Recorded data =

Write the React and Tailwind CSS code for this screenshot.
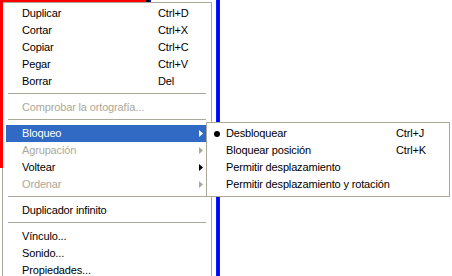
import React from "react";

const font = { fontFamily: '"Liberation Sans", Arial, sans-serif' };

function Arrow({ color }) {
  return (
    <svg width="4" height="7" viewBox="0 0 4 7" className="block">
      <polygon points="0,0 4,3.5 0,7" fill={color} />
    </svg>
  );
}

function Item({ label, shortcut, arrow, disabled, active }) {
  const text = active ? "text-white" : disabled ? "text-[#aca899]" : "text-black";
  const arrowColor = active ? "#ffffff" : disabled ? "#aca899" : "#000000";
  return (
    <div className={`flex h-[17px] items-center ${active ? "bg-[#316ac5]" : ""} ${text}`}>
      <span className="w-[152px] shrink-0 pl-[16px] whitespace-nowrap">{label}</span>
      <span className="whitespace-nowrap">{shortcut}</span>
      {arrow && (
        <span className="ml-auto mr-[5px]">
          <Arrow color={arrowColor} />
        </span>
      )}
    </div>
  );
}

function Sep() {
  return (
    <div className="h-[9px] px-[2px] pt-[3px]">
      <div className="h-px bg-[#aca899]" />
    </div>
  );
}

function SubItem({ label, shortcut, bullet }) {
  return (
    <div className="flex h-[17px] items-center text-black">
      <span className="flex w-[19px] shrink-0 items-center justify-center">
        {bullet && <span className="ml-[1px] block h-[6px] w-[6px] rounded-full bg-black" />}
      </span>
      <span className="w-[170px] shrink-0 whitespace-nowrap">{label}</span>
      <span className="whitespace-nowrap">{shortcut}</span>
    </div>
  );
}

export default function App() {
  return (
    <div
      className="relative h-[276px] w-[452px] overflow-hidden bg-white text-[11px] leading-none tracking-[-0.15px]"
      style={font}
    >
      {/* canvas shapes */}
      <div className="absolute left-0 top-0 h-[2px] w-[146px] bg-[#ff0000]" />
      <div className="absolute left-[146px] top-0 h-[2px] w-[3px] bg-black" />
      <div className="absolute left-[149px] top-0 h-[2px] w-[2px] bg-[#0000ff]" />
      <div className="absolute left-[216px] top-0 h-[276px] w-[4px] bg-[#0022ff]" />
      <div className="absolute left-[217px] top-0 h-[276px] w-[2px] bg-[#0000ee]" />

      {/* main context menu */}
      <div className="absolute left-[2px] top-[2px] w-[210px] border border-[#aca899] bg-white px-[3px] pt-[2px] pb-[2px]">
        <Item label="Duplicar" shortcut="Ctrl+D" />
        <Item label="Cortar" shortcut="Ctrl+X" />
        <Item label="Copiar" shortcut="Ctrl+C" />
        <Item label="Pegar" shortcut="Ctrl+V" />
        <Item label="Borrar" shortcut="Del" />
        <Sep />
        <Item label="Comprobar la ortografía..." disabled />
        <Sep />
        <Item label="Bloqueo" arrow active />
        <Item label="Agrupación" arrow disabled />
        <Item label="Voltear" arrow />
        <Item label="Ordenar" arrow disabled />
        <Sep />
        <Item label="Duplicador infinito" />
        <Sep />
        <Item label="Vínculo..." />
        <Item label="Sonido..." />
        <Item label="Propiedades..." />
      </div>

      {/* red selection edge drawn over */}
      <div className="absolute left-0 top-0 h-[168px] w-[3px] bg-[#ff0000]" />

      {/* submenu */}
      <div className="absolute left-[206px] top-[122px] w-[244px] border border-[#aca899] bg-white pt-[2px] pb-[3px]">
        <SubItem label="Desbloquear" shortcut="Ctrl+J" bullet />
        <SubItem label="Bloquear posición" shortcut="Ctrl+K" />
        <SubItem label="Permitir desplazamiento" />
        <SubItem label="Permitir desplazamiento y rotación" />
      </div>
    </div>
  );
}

Task directions = Copy the data character for character, but drop all pictures from the copy.

Task output =
Write the React and Tailwind CSS code for this screenshot.
import React from "react";

const font = { fontFamily: '"Liberation Sans", Arial, sans-serif' };

function Arrow({ color }) {
  return (
    <svg width="4" height="7" viewBox="0 0 4 7" className="block">
      <polygon points="0,0 4,3.5 0,7" fill={color} />
    </svg>
  );
}

function Item({ label, shortcut, arrow, disabled, active }) {
  const text = active ? "text-white" : disabled ? "text-[#aca899]" : "text-black";
  const arrowColor = active ? "#ffffff" : disabled ? "#aca899" : "#000000";
  return (
    <div className={`flex h-[17px] items-center ${active ? "bg-[#316ac5]" : ""} ${text}`}>
      <span className="w-[152px] shrink-0 pl-[16px] whitespace-nowrap">{label}</span>
      <span className="whitespace-nowrap">{shortcut}</span>
      {arrow && (
        <span className="ml-auto mr-[5px]">
          <Arrow color={arrowColor} />
        </span>
      )}
    </div>
  );
}

function Sep() {
  return (
    <div className="h-[9px] px-[2px] pt-[3px]">
      <div className="h-px bg-[#aca899]" />
    </div>
  );
}

function SubItem({ label, shortcut, bullet }) {
  return (
    <div className="flex h-[17px] items-center text-black">
      <span className="flex w-[19px] shrink-0 items-center justify-center">
        {bullet && <span className="ml-[1px] block h-[6px] w-[6px] rounded-full bg-black" />}
      </span>
      <span className="w-[170px] shrink-0 whitespace-nowrap">{label}</span>
      <span className="whitespace-nowrap">{shortcut}</span>
    </div>
  );
}

export default function App() {
  return (
    <div
      className="relative h-[276px] w-[452px] overflow-hidden bg-white text-[11px] leading-none tracking-[-0.15px]"
      style={font}
    >
      {/* canvas shapes */}
      <div className="absolute left-0 top-0 h-[2px] w-[146px] bg-[#ff0000]" />
      <div className="absolute left-[146px] top-0 h-[2px] w-[3px] bg-black" />
      <div className="absolute left-[149px] top-0 h-[2px] w-[2px] bg-[#0000ff]" />
      <div className="absolute left-[216px] top-0 h-[276px] w-[4px] bg-[#0022ff]" />
      <div className="absolute left-[217px] top-0 h-[276px] w-[2px] bg-[#0000ee]" />

      {/* main context menu */}
      <div className="absolute left-[2px] top-[2px] w-[210px] border border-[#aca899] bg-white px-[3px] pt-[2px] pb-[2px]">
        <Item label="Duplicar" shortcut="Ctrl+D" />
        <Item label="Cortar" shortcut="Ctrl+X" />
        <Item label="Copiar" shortcut="Ctrl+C" />
        <Item label="Pegar" shortcut="Ctrl+V" />
        <Item label="Borrar" shortcut="Del" />
        <Sep />
        <Item label="Comprobar la ortografía..." disabled />
        <Sep />
        <Item label="Bloqueo" arrow active />
        <Item label="Agrupación" arrow disabled />
        <Item label="Voltear" arrow />
        <Item label="Ordenar" arrow disabled />
        <Sep />
        <Item label="Duplicador infinito" />
        <Sep />
        <Item label="Vínculo..." />
        <Item label="Sonido..." />
        <Item label="Propiedades..." />
      </div>

      {/* red selection edge drawn over */}
      <div className="absolute left-0 top-0 h-[168px] w-[3px] bg-[#ff0000]" />

      {/* submenu */}
      <div className="absolute left-[206px] top-[122px] w-[244px] border border-[#aca899] bg-white pt-[2px] pb-[3px]">
        <SubItem label="Desbloquear" shortcut="Ctrl+J" bullet />
        <SubItem label="Bloquear posición" shortcut="Ctrl+K" />
        <SubItem label="Permitir desplazamiento" />
        <SubItem label="Permitir desplazamiento y rotación" />
      </div>
    </div>
  );
}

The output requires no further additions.